Les mots de la fin

La mort de Michel Daguerre


Daniel Ducharme | Fiction | 2023-10-15


Au téléphone, j’avais du mal à contenir mes larmes. Au bout du fil, la dernière compagne de Michel Daguerre, un ami que je connaissais depuis mon bref séjour au Collège de l’Assomption en 1975. Depuis trois semaines, je savais qu’il avait mis fin à ses jours. Je le savais par sa fille aînée qui m’a cherché - et trouvé - sur Facebook. Je savais qu’il était mort, donc, mais je ne savais rien du pourquoi et du comment. Inutile de m’étendre sur la conversation entre l’aînée de ses filles et moi car, à moins que vous soyez dénué de toute sensibilité, vous avez déjà compris qu’on ne demande pas, à une enfant, des détails sur la mort du père qu’elle vient de perdre, surtout quand cette mort est le résultat d’un acte volontaire. En revanche, sa dernière compagne m’a raconté, elle, comment il est mort, ce cher Michel. Il s’est mis au lit, a ingurgité les médicaments laissés par sa femme morte d’un cancer trois ans plus tôt et s’est endormi paisiblement pour ne plus se réveiller. Au pied du lit, il a laissé une feuille de papier sur laquelle il a griffonné :

« N’accusez personne, je suis fatigué, c’est tout. »

Après m’avoir lu ces mots, sa dernière compagne a continué de parler, notamment sur le pourquoi de cette mort, mais déjà je ne l’écoutais plus tellement j’avais hâte de raccrocher le combiné pour pleurer en paix. Car, si le comment était crédible, il en allait autrement du pourquoi. Évoquer la santé mentale pour justifier le suicide d’un homme de soixante et un ans revient à discréditer le choix qu’il a fait. Bon ou mauvais, son suicide demeure un choix lucide. Le déclarer malade s’avère un manque de respect pour cet ami que je connaissais depuis la fin de l’adolescence. Alors je voulais mettre fin à cette conversation, la première et la dernière que je devais avoir avec cette femme. Je ne lui en voulais pas de proférer ces paroles creuses, non, parce que, après tout, elle venait de perdre son compagnon. Mais il fallait que je raccroche vite pour ne plus entendre ce discours convenu qui avait pour effet d’accroître mon chagrin.

Elle a finalement raccroché et, après avoir pleuré un bon coup à l’abri des regards, j’ai appelé Pierre Laurent, un camarade qui a fait, lui aussi, ses études au même collège que Michel. Au téléphone, je lui ai raconté la conversation que je venais d’avoir avec cette femme. Il s’est montré compatissant et m’a laissé entendre que Michel était plutôt du genre à donner le change, dissimulant ses problèmes afin de préserver son aura.
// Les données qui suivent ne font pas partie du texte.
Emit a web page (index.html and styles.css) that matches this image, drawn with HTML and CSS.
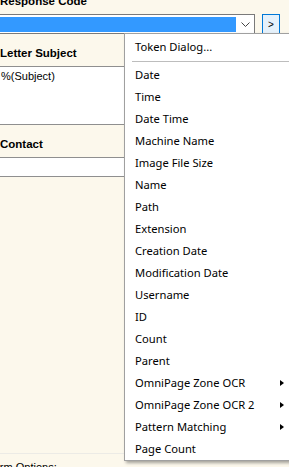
FILE: index.html
```html
<!DOCTYPE html>
<html lang="en">
<head>
  <meta charset="UTF-8">
  <meta name="viewport" content="width=device-width, initial-scale=1.0">
  <title>Response Code</title>
  <link rel="stylesheet" href="styles.css">
</head>
<body>
  <div class="form-panel">
    <div class="field-label">Response Code</div>
    <div class="combo-row">
      <div class="combo">
        <div class="combo-fill"></div>
        <div class="combo-arrow">
          <svg width="9" height="5" viewBox="0 0 9 5"><path d="M0.5 0.5 L4.5 4.5 L8.5 0.5" fill="none" stroke="#444" stroke-width="1"/></svg>
        </div>
      </div>
      <button class="token-btn">&gt;</button>
    </div>

    <div class="grid">
      <div class="grid-head">Letter Subject</div>
      <div class="grid-cell tall">%(Subject)</div>
      <div class="grid-head">Contact</div>
      <div class="grid-cell"></div>
    </div>

    <div class="options">Form Options:</div>
  </div>

  <!-- token popup menu -->
  <div class="menu">
    <div class="menu-item">Token Dialog...</div>
    <div class="menu-sep"></div>
    <div class="menu-item">Date</div>
    <div class="menu-item">Time</div>
    <div class="menu-item">Date Time</div>
    <div class="menu-item">Machine Name</div>
    <div class="menu-item">Image File Size</div>
    <div class="menu-item">Name</div>
    <div class="menu-item">Path</div>
    <div class="menu-item">Extension</div>
    <div class="menu-item">Creation Date</div>
    <div class="menu-item">Modification Date</div>
    <div class="menu-item">Username</div>
    <div class="menu-item">ID</div>
    <div class="menu-item">Count</div>
    <div class="menu-item">Parent</div>
    <div class="menu-item">OmniPage Zone OCR <span class="sub-arrow"></span></div>
    <div class="menu-item">OmniPage Zone OCR 2 <span class="sub-arrow"></span></div>
    <div class="menu-item">Pattern Matching <span class="sub-arrow"></span></div>
    <div class="menu-item">Page Count</div>
  </div>
</body>
</html>
```

FILE: styles.css
```css
html, body {
  margin: 0;
  padding: 0;
}

body {
  width: 289px;
  height: 467px;
  overflow: hidden;
  position: relative;
  background-color: #fcf8ec;
  font-family: "Liberation Sans", Arial, sans-serif;
  color: #000000;
}

.form-panel {
  display: flex;
  flex-direction: column;
}

.field-label {
  font-weight: bold;
  font-size: 11.5px;
  line-height: 14px;
  height: 14px;
  margin-top: -6px;
}

.combo-row {
  display: flex;
  gap: 7px;
  margin-top: 6px;
  padding-right: 9px;
  margin-left: -4px;
}

.combo {
  flex: 1;
  display: flex;
  height: 20px;
  box-sizing: border-box;
  border: 1px solid #7a7a7a;
  background-color: #ffffff;
  padding: 2px 0 1px 2px;
}

.combo-fill {
  flex: 1;
  background-color: #3399ff;
}

.combo-arrow {
  width: 18px;
  display: flex;
  align-items: center;
  justify-content: center;
}

.token-btn {
  width: 18px;
  height: 20px;
  box-sizing: border-box;
  border: 1px solid #0078d7;
  background-color: #e5f1fb;
  padding: 2px 0 0 0;
  font-family: "Liberation Sans", Arial, sans-serif;
  font-size: 10px;
  line-height: 14px;
  color: #000000;
}

.grid {
  display: flex;
  flex-direction: column;
}

.grid-head {
  height: 33px;
  box-sizing: border-box;
  padding-top: 12px;
  font-weight: bold;
  font-size: 11.5px;
  line-height: 14px;
  border-bottom: 1px solid #8f8f8f;
}

.grid-cell {
  height: 19px;
  box-sizing: border-box;
  background-color: #ffffff;
  border-bottom: 1px solid #8f8f8f;
  font-size: 11px;
  line-height: 13px;
  padding: 3px 0 0 1px;
}

.grid-cell.tall {
  height: 58px;
}

.options {
  margin-top: 276px;
  border-top: 1px solid #ecebe6;
  padding-top: 7px;
  font-size: 11px;
  line-height: 13px;
  text-indent: -13px;
  white-space: nowrap;
}

.menu {
  position: absolute;
  left: 124px;
  top: 33px;
  width: 170px;
  box-sizing: border-box;
  border: 1px solid #a0a0a0;
  background-color: #ffffff;
  padding: 2px 0 0 0;
  box-shadow: 2px 2px 3px rgba(0, 0, 0, 0.35);
  font-family: "Noto Sans", sans-serif;
  font-size: 11.2px;
}

.menu-item {
  height: 22px;
  line-height: 22px;
  padding: 0 9px 0 10px;
  display: flex;
  justify-content: space-between;
  align-items: center;
  white-space: nowrap;
}

.menu-sep {
  height: 1px;
  margin: 3px 0 2px 7px;
  background-color: #bdbdbd;
}

.sub-arrow {
  width: 0;
  height: 0;
  border-left: 4px solid #000000;
  border-top: 3.5px solid transparent;
  border-bottom: 3.5px solid transparent;
}
```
— Alors, tu crois qu’il ne disait pas toute la vérité quand il prétendait que tout allait bien ? La dernière fois que je lui ai parlé, il m'a dit qu'il devait travailler à la rédaction d’une docu-fiction pour une boîte française...

— Je crois que ses affaires n’allaient pas aussi bien qu’il le disait. Tu sais, à plus de soixante ans, ça devient difficile de décrocher des contrats dans le milieu hyper compétitif de la pub, surtout en France où les jeunes fauves aux dents longues ne manquent pas. Si tu veux mon avis, je crois qu’il était fatigué.

—  Fatigué, oui… Visiblement, il ne s’était pas aperçu qu’il avait dépassé la soixantaine.

Michel, cet ami incomparable, celui qui ne pouvait rester deux minutes tranquilles sans faire jaillir une idée de son cerveau en constante ébullition, ce même Michel, qui s’est amusé à distribuer des feuilles blanches à la porte du métro en 1977, expérimentant un roman qu’il s’apprêtait à écrire, celui-là même qui a fondé le site Tempus Fugit avec Pierre Laurent au début de l'âge du Web, était simplement fatigué, épuisé même, et il ne savait pas - il n’a jamais su, en fait - se reposer. Il est mort en avouant enfin qu’il était fatigué. Fatigué de se battre pour un contrat, pour un nouveau client, pour un projet de pub dans lequel il ne croyait plus. Et comme beaucoup de gens, il n’a pas su s'arrêter à temps, ne se voyant pas lui-même vieillir et, surtout, refusant de reconnaître qu’il était devenu - purement et simplement - un vieux.